Some of the increased output must be the product of greater efficiency and the additional mechanisms identified will enable greater output to be produced from the same levels of funding. The SRA will, with its wide support from the stakeholders, act as a powerful agent for focusing research on to those areas where the greatest benefit will result, avoiding wasted duplication of effort.
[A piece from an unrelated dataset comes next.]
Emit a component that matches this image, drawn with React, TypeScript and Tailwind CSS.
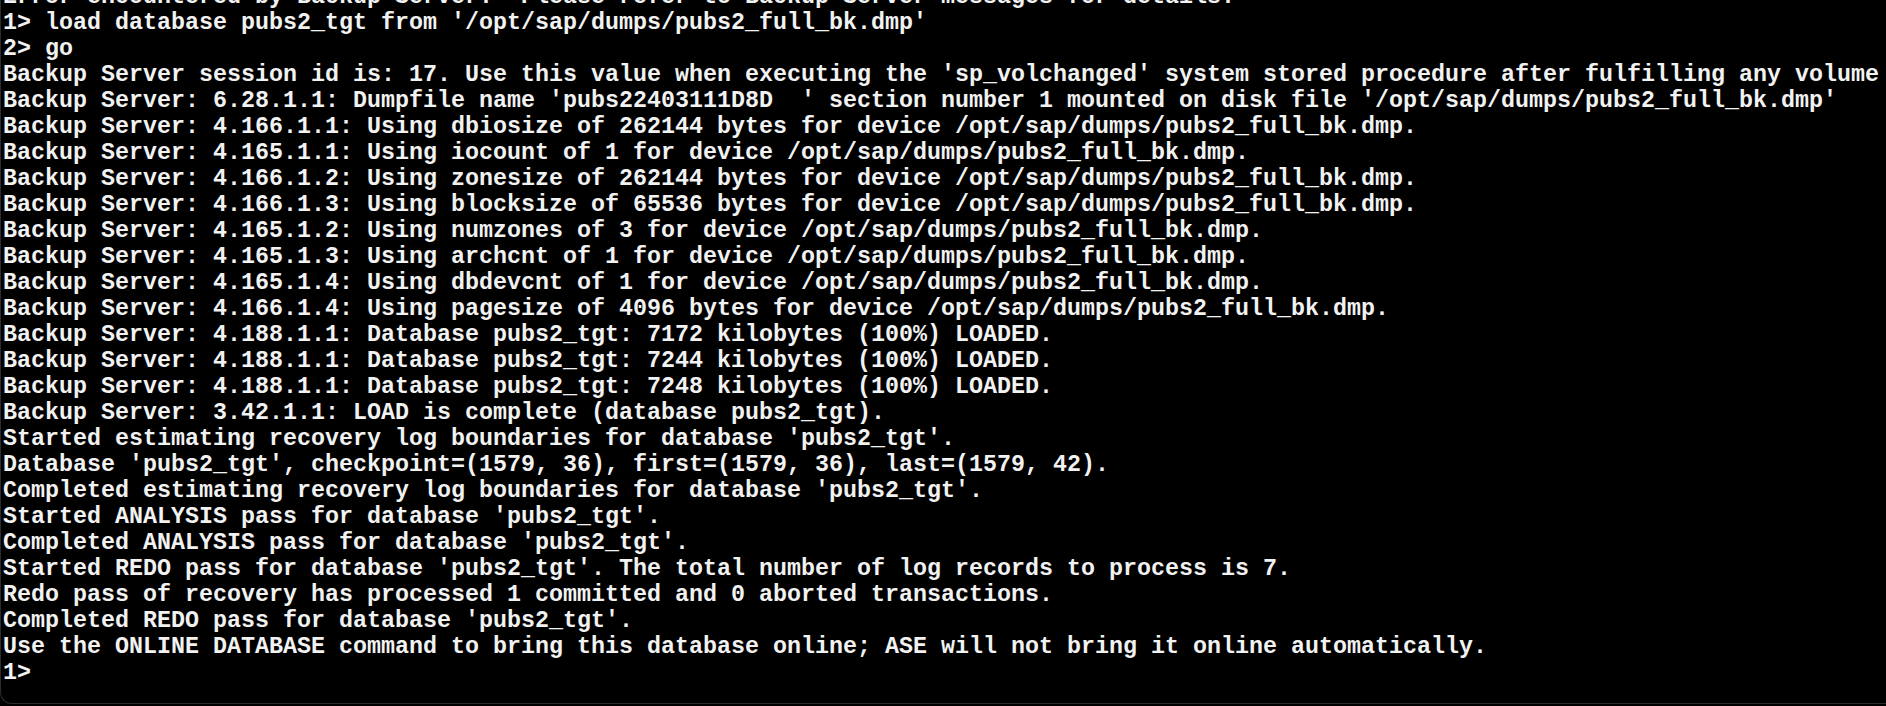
import React from "react";

const lines: string[] = [
  "Error encountered by Backup Server.  Please refer to Backup Server messages for details.",
  "1> load database pubs2_tgt from '/opt/sap/dumps/pubs2_full_bk.dmp'",
  "2> go",
  "Backup Server session id is: 17. Use this value when executing the 'sp_volchanged' system stored procedure after fulfilling any volume",
  "Backup Server: 6.28.1.1: Dumpfile name 'pubs22403111D8D  ' section number 1 mounted on disk file '/opt/sap/dumps/pubs2_full_bk.dmp'",
  "Backup Server: 4.166.1.1: Using dbiosize of 262144 bytes for device /opt/sap/dumps/pubs2_full_bk.dmp.",
  "Backup Server: 4.165.1.1: Using iocount of 1 for device /opt/sap/dumps/pubs2_full_bk.dmp.",
  "Backup Server: 4.166.1.2: Using zonesize of 262144 bytes for device /opt/sap/dumps/pubs2_full_bk.dmp.",
  "Backup Server: 4.166.1.3: Using blocksize of 65536 bytes for device /opt/sap/dumps/pubs2_full_bk.dmp.",
  "Backup Server: 4.165.1.2: Using numzones of 3 for device /opt/sap/dumps/pubs2_full_bk.dmp.",
  "Backup Server: 4.165.1.3: Using archcnt of 1 for device /opt/sap/dumps/pubs2_full_bk.dmp.",
  "Backup Server: 4.165.1.4: Using dbdevcnt of 1 for device /opt/sap/dumps/pubs2_full_bk.dmp.",
  "Backup Server: 4.166.1.4: Using pagesize of 4096 bytes for device /opt/sap/dumps/pubs2_full_bk.dmp.",
  "Backup Server: 4.188.1.1: Database pubs2_tgt: 7172 kilobytes (100%) LOADED.",
  "Backup Server: 4.188.1.1: Database pubs2_tgt: 7244 kilobytes (100%) LOADED.",
  "Backup Server: 4.188.1.1: Database pubs2_tgt: 7248 kilobytes (100%) LOADED.",
  "Backup Server: 3.42.1.1: LOAD is complete (database pubs2_tgt).",
  "Started estimating recovery log boundaries for database 'pubs2_tgt'.",
  "Database 'pubs2_tgt', checkpoint=(1579, 36), first=(1579, 36), last=(1579, 42).",
  "Completed estimating recovery log boundaries for database 'pubs2_tgt'.",
  "Started ANALYSIS pass for database 'pubs2_tgt'.",
  "Completed ANALYSIS pass for database 'pubs2_tgt'.",
  "Started REDO pass for database 'pubs2_tgt'. The total number of log records to process is 7.",
  "Redo pass of recovery has processed 1 committed and 0 aborted transactions.",
  "Completed REDO pass for database 'pubs2_tgt'.",
  "Use the ONLINE DATABASE command to bring this database online; ASE will not bring it online automatically.",
  "1>",
];

export default function App() {
  return (
    <div className="w-[1886px] h-[706px] bg-black overflow-hidden">
      <div className="h-[704px] border-b border-l border-[#2c2c2c] rounded-bl-[12px] overflow-hidden">
        <div
          className="-mt-[16px] pl-[2px] text-[23.33px] leading-[26px] text-[#f2f2f2] font-bold whitespace-pre"
          style={{ fontFamily: '"Liberation Mono", "Courier New", monospace' }}
        >
          {lines.map((l, i) => (
            <div key={i}>{l}</div>
          ))}
        </div>
      </div>
    </div>
  );
}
The process for harnessing the research output are illustrated in Fig 4. Efficiency will stem in large part from a combination of well focused research programmes that reflect the strategic directions of the SRA. Efficiency will also come from sustaining a balance and integration between areas of research. The research work done under each of the challenge headings of the SRA does not stand alone, each will impact on work elsewhere. In the end the concepts, products and services of the stakeholders will deliver the changes that are needed to the system.


Fig 4

Nevertheless, even allowing for the gains expected to be achieved through greater efficiency, it is clear that more funding will be needed. In producing the SRA it has been confirmed that the estimate of the figure quoted in Vision 2020 "possibly in excess of 100 Billion euro" will prove to be within the right ballpark, which represents a substantial increase relative to current funding levels. This funding will need to come from both public and private sources. This is in line with the general conclusions of the Barcelona European Council meeting in March 2002 for research in Europe. It concluded that overall spending on R&D and innovation in the Union should be increased with the aim of approaching 3% of GDP by 2010.

Finally the whole will depend, as ever, on people. The great opportunities and the great needs of the new century will demand educated and trained people who can bring both vision and competence to bear on these exciting challenges and the SRA addresses the issues that will arise in ensuring that the human resources needed can be provided.